For the supply chain, blockchain helps customers, manufacturers, and suppliers keep track of prices, dates, locations, quality, quantity and other data to manage things better. As a benefit, this increased traceability improves compliance while providing oversight into the material supply chain to remove some risk of poor-quality products. Several of the largest companies in the world are starting to use it to streamline their supply chain network, with a strong possibility they will scale its use up as the technology proves its worth.
The integration of blockchain technology can help overcome a few supply chain issues. It gives data visibility to all parties, can process optimization, and is vital to demand management by more accurately forecasting needs for goods and services. These are obvious benefits for virtually every industry, from food and beverage to retail, manufacturing and in the construction sector.
How companies are embracing blockchain
Blockchain has caught the attention of some of the largest tech companies in the world. They are creating solutions using this technology that will allow it to be scaled for a diverse set of customers to use in various ways.
Amazon is best known for its online retail operation, but it has many other divisions ranging from Ring, its smart home and security unit, to Whole Foods Market, a brick-and-mortar grocery store chain. One of its lesser-known services is Amazon Managed Blockchain, part of its Amazon Web Services subsidiary. Customers can join or create a scalable blockchain ledger, and when used for the supply chain, it provides transparency and oversight of all aspects of the system with increased automation. Amazon has a patent for a way to use blockchain to help track its shipments all the way through the supply chain, from its production to delivery. This integration will allow it to cut down on fraud and counterfeit items, while verifying shipments.
Microsoft's cloud computing service division, Azure, has retooled its blockchain offering, calling it Azure Confidential Ledger. The service provides the infrastructure that allows multiple companies to access a ledger and digitize workflows for everything from transportation to payments. Customers can use the service to create more intelligent and efficient supply chains, slash fraud, and improve the speed of transactions. Microsoft is using blockchain in several areas, including sales figures and information on royalties for video game publishers with its Xbox console. Previously, it would take about 45 days for this financial information to be disseminated, but the implementation of blockchain makes the info accessible instantaneously.
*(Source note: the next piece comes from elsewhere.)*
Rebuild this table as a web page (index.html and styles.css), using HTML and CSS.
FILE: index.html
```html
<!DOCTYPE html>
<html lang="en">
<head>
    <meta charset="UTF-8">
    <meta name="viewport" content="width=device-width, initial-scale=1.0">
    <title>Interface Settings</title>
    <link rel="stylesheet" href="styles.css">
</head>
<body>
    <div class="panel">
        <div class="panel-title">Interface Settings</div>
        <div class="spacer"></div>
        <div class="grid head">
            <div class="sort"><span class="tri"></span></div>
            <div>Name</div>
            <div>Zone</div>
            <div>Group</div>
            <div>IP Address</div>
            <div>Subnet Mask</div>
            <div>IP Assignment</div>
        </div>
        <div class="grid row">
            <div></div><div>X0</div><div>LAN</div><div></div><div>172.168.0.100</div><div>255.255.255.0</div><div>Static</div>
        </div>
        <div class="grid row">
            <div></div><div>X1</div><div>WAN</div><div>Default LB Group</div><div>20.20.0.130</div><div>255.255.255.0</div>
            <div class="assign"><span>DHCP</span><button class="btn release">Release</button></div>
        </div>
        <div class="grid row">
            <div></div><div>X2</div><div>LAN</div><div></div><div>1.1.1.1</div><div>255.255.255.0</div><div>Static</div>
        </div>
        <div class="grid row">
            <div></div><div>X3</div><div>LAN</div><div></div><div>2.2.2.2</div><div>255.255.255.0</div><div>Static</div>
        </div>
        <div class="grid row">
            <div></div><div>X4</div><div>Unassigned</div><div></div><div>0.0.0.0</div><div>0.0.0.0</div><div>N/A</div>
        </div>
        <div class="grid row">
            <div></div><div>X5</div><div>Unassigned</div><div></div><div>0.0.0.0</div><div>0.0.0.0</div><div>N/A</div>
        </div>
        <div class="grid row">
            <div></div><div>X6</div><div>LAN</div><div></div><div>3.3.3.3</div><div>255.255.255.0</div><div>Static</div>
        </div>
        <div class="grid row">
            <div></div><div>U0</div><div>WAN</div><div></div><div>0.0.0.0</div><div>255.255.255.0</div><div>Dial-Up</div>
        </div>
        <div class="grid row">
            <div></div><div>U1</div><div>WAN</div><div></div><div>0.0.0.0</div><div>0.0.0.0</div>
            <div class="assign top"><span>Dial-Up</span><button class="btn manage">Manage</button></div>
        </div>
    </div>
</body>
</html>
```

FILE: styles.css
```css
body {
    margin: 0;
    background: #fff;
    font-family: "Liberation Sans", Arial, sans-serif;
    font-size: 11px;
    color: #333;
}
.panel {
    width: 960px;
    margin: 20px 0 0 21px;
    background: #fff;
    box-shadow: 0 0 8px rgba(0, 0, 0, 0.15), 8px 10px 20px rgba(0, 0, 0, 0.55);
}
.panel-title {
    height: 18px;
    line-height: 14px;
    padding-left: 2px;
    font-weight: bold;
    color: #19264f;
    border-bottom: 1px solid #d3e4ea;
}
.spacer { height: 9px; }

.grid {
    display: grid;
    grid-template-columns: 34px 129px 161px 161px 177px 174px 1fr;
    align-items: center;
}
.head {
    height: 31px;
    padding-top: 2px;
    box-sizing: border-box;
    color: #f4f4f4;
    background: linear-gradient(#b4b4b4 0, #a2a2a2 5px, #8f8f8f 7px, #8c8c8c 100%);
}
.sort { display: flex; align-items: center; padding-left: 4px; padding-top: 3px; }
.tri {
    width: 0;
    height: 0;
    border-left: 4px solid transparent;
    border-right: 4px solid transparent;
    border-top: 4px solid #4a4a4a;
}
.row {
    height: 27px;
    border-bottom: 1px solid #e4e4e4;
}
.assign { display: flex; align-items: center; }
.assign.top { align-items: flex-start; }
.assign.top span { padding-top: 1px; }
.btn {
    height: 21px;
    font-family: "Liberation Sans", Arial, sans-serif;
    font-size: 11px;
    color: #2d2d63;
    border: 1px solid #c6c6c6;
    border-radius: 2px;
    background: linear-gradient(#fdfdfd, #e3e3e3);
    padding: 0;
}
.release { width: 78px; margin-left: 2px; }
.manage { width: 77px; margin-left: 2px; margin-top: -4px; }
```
Big Blue is a blockchain provider. IBM's service helps exchange trusted data to provide exceptional visibility for all participants across the supply chain. Users can set it up to automatically trigger contract provisions and like payments. IBM's system has real-time oversight, allowing participants to take action sooner if issues arise.
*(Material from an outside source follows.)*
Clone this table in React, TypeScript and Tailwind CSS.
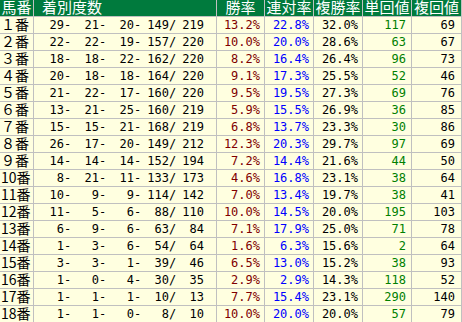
const rows: [string, number[], string, string, string, number, number][] = [
  ["１番", [29, 21, 20, 149, 219], "13.2%", "22.8%", "32.0%", 117, 69],
  ["２番", [22, 22, 19, 157, 220], "10.0%", "20.0%", "28.6%", 63, 67],
  ["３番", [18, 18, 22, 162, 220], "8.2%", "16.4%", "26.4%", 96, 73],
  ["４番", [20, 18, 18, 164, 220], "9.1%", "17.3%", "25.5%", 52, 46],
  ["５番", [21, 22, 17, 160, 220], "9.5%", "19.5%", "27.3%", 69, 76],
  ["６番", [13, 21, 25, 160, 219], "5.9%", "15.5%", "26.9%", 36, 85],
  ["７番", [15, 15, 21, 168, 219], "6.8%", "13.7%", "23.3%", 30, 86],
  ["８番", [26, 17, 20, 149, 212], "12.3%", "20.3%", "29.7%", 97, 69],
  ["９番", [14, 14, 14, 152, 194], "7.2%", "14.4%", "21.6%", 44, 50],
  ["10番", [8, 21, 11, 133, 173], "4.6%", "16.8%", "23.1%", 38, 64],
  ["11番", [10, 9, 9, 114, 142], "7.0%", "13.4%", "19.7%", 38, 41],
  ["12番", [11, 5, 6, 88, 110], "10.0%", "14.5%", "20.0%", 195, 103],
  ["13番", [6, 9, 6, 63, 84], "7.1%", "17.9%", "25.0%", 71, 78],
  ["14番", [1, 3, 6, 54, 64], "1.6%", "6.3%", "15.6%", 2, 64],
  ["15番", [3, 3, 1, 39, 46], "6.5%", "13.0%", "15.2%", 38, 93],
  ["16番", [1, 0, 4, 30, 35], "2.9%", "2.9%", "14.3%", 118, 52],
  ["17番", [1, 1, 1, 10, 13], "7.7%", "15.4%", "23.1%", 290, 140],
  ["18番", [1, 1, 0, 8, 10], "10.0%", "20.0%", "20.0%", 57, 79],
];

const jp = "font-['Noto_Sans_CJK_JP',sans-serif]";
const mono = "font-['DejaVu_Sans_Mono',monospace] text-[12px]";
const cell = "h-full flex items-center border-r border-[#c0c0c0]";

function Counts({ values }: { values: number[] }) {
  return (
    <div className={`${mono} flex text-black`}>
      {values.map((v, i) => (
        <div key={i} className="flex">
          <span className="w-[28px] text-right">{v}</span>
          {i < 4 ? <span className="w-[7px]">{i === 3 ? "/" : "-"}</span> : null}
        </div>
      ))}
    </div>
  );
}

export default function App() {
  const headers = ["勝率", "連対率", "複勝率", "単回値", "複回値"];
  const widths = ["w-[48px]", "w-[49px]", "w-[49px]", "w-[49px]", "w-[50px]"];

  return (
    <div className="w-[462px] h-[322px] overflow-hidden bg-[#ffffe0]">
      <div className={`${jp} flex h-[17px] border-b border-[#c0c0c0] bg-[#007a3d] text-[15px] leading-[16px] text-white`}>
        <div className={`${cell} w-[34px] justify-center`}>
          <span className="-translate-y-px">馬番</span>
        </div>
        <div className={`${cell} w-[183px] pl-[8px]`}>
          <span className="-translate-y-px">着別度数</span>
        </div>
        {headers.map((h, i) => (
          <div key={h} className={`${cell} ${widths[i]} justify-center`}>
            <span className="-translate-y-px">{h}</span>
          </div>
        ))}
      </div>
      {rows.map(([label, counts, win, rentai, fuku, tan, fukuKai]) => (
        <div key={label} className="flex h-[17px] border-b border-[#c0c0c0] leading-[16px]">
          <div className={`${cell} ${jp} w-[34px] pl-[1px] text-[14px] text-black`}>
            <span className="-translate-y-px">{label}</span>
          </div>
          <div className={`${cell} w-[183px] pl-[2px]`}>
            <Counts values={counts} />
          </div>
          <div className={`${cell} ${mono} w-[48px] justify-end pr-[4px] text-[#800000]`}>{win}</div>
          <div className={`${cell} ${mono} w-[49px] justify-end pr-[4px] text-[#0000ff]`}>{rentai}</div>
          <div className={`${cell} ${mono} w-[49px] justify-end pr-[4px] text-black`}>{fuku}</div>
          <div className={`${cell} ${mono} w-[49px] justify-end pr-[5px] text-[#008000]`}>{tan}</div>
          <div className={`${cell} ${mono} w-[50px] justify-end pr-[6px] text-black`}>{fukuKai}</div>
        </div>
      ))}
    </div>
  );
}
Database management behemoth Oracle has created its Digital Supply Chain with Blockchain solution. This solution creates smart contracts between multiple parties that ensure transparent transactions while boosting efficiencies across the supply chain.
What blockchain can do for the supply chain
In summary, there are several areas where blockchain can help with the supply chain for every industry. Here are a few:
- Ensure authenticity and quality of goods: Companies can leverage blockchain technology to trace products from raw material until it leaves a factory. This reduces the risk of counterfeit items and can be used to monitor the grade of materials.
- Increased efficiency and oversight of shipments: Materials or finished products will have a code attached to them that is scanned throughout their journey to the end-user. Every scan is added to the blockchain, offering a highly accurate picture of where the goods are.
- Optimized transactions: Companies can use blockchain ledgers to streamline invoicing, payment processing, and transportation of goods. The result is less manual labor, quicker audits, and enhanced verification that the correct item and quantity have been shipped and received. This can reduce delivery times, mitigate the risk of fraud, and cut down on human error. Once a shipment has arrived and been verified, companies can automate payment or other obligations to save time and effort.
- Greater transparency: Blockchain offers all participants complete transaction openness. All can review the data at any time, which can eliminate or reduce issues like incorrect paperwork.
With the current global supply chain issues, having the ability to quickly and accurately verify the status of an order or its whereabouts during shipment has only increased in importance. We are no longer in the embryonic stage of blockchain development. As massive companies and many startups continue to refine and enhance their capabilities, blockchain technology becomes more widely used. Eventually, it could become the standard used by companies globally.